We need to rekindle and strengthen that light. We need to keep marching toward that dream, using faith and hope to sustain our resolve.
This great city of ours needs for all of us to stand together shoulder to shoulder. Together, we need to work to assure something as simple as the safety of our children on school playgrounds. Together, we need to liberate our neighbors who feel imprisoned in their homes.
Our city is not just buildings or parks or beaches or stadiums. Our city is a community . . . a community of families.
Our city is the families that work hard, play in the parks, go to the ballgames, and celebrate at the festivals . . . these are our families.
The families limited by poverty, or filled with fear, or scarred with grief, or so, so very tired of being intimidated by bullies and gangs and violence . . . these are our families.

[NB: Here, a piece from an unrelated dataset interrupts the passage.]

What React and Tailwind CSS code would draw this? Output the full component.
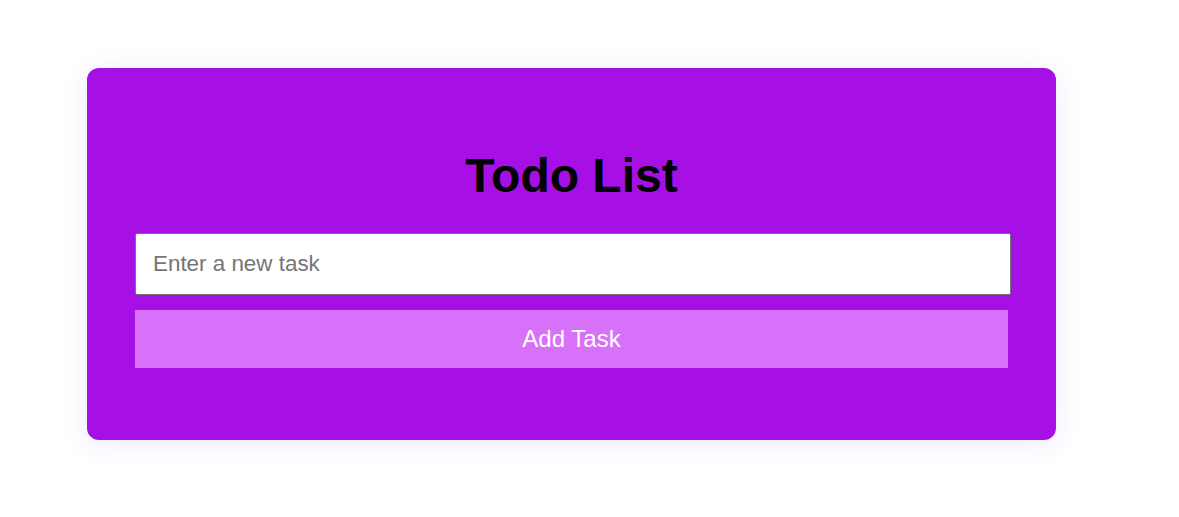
export default function App() {
  return (
    <div className="w-[1179px] h-[517px] bg-white pt-[68px]" style={{ fontFamily: '"Liberation Sans", Arial, sans-serif' }}>
      <div className="ml-[87px] w-[969px] h-[372px] rounded-[12px] bg-[#a710e5] px-[48px] pt-[48px] flex flex-col shadow-[0_4px_24px_rgba(90,90,255,0.12)]">
        <h1 className="mt-[32px] mb-[30px] text-[48px] leading-[55px] font-bold text-black text-center">Todo List</h1>
        <input
          type="text"
          placeholder="Enter a new task"
          className="w-[876px] h-[62px] bg-white border border-[#767676] rounded-[2px] px-[17px] text-[22.4px] text-black placeholder:text-[#757575] outline-none"
        />
        <button className="mt-[15px] w-[873px] h-[58px] bg-[#d871f9] text-white text-[24px]">Add Task</button>
      </div>
    </div>
  );
}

We need to raise a collective voice and shout a message, loud and clear to those feel free to terrorize our children, our neighbors, our families, our city.
Not in our neighborhoods!
Not in our schools!
Not in our lives!
We must enlist community and business leaders to go into our schools and deliver a message of hope, commitment and responsibility.
We must expand our efforts to involve responsible men in the lives of young boys.
We must strive to improve our workforce development efforts and increase the number of skilled workers. We must increase entrepreneurial opportunity and raise the bar on summer jobs.
You might hear or read sensational reports that ask us to believe we cannot reach the land of Dr. King's dream because we are afraid, because we are thwarted by some mythical law about "No Snitching."
I cannot and will not accept that our community can be controlled by such a myth. What is a snitch, anyhow?
Are snitches people who are aware of what goes on in their neighborhoods and who know right from wrong? Are snitches people who refuse to hide the truth behind a curtain of lies? Are snitches people who demand accountability from those who try to tear down all the good that we all work for in our city of families?
Well, if that's the case, where do I sign up?
We must take a stand. We must send the message – NOT IN MY NEIGHBORHOOD! NOT IN MY SCHOOL! NOT IN MY LIFE! NO MORE!
Last year, 2,600 guns were taken off our streets - the highest number in the last seven years. In the last five years, our police have taken 11,633 guns off the streets of Milwaukee.
Think about it – over 11,600 guns in 5 years. And each gun was loaded with the potential to create more murders, more shooting victims, more robberies, more suicides, more fear, more grief and more intimidation.
The answer to this problem is not to allow more guns on our streets, into our neighborhoods, our festivals, our buildings; to endanger our children; our families. The answer is not to rule that it is perfectly reasonable to let people carry concealed weapons.
The answer is: No more!
No more illegal guns and criminals who carry them! No more bands of bullies looking for an opportunity to demonstrate their unfeeling ignorance through mob violence binges.
A bullet killed the dreamer, but we can't allow it to daunt the dream.
We must all heed the words of Dr. King and accept nothing less than peace on our streets as well as peace throughout the world.
Dr. King said:"The ultimate weakness of violence is that it is a descending spiral, begetting the very thing it seeks to destroy. Instead of diminishing evil, it multiplies it. Through violence you may murder the liar, but you cannot murder the lie, nor establish the truth. Through violence you may murder the hater, but you do not murder hate. In fact, violence merely increases hate. So it goes. Returning violence for violence multiplies violence, adding deeper darkness to a night already devoid of stars. Darkness cannot drive out darkness: only light can do that. Hate cannot drive out hate: only love can do that.
Hate multiplies hate, violence multiplies violence, and toughness multiplies toughness in a descending spiral of destruction.... The chain reaction of evil - hate begetting hate, wars producing more wars - must be broken, or we shall be plunged into the dark abyss of annihilation."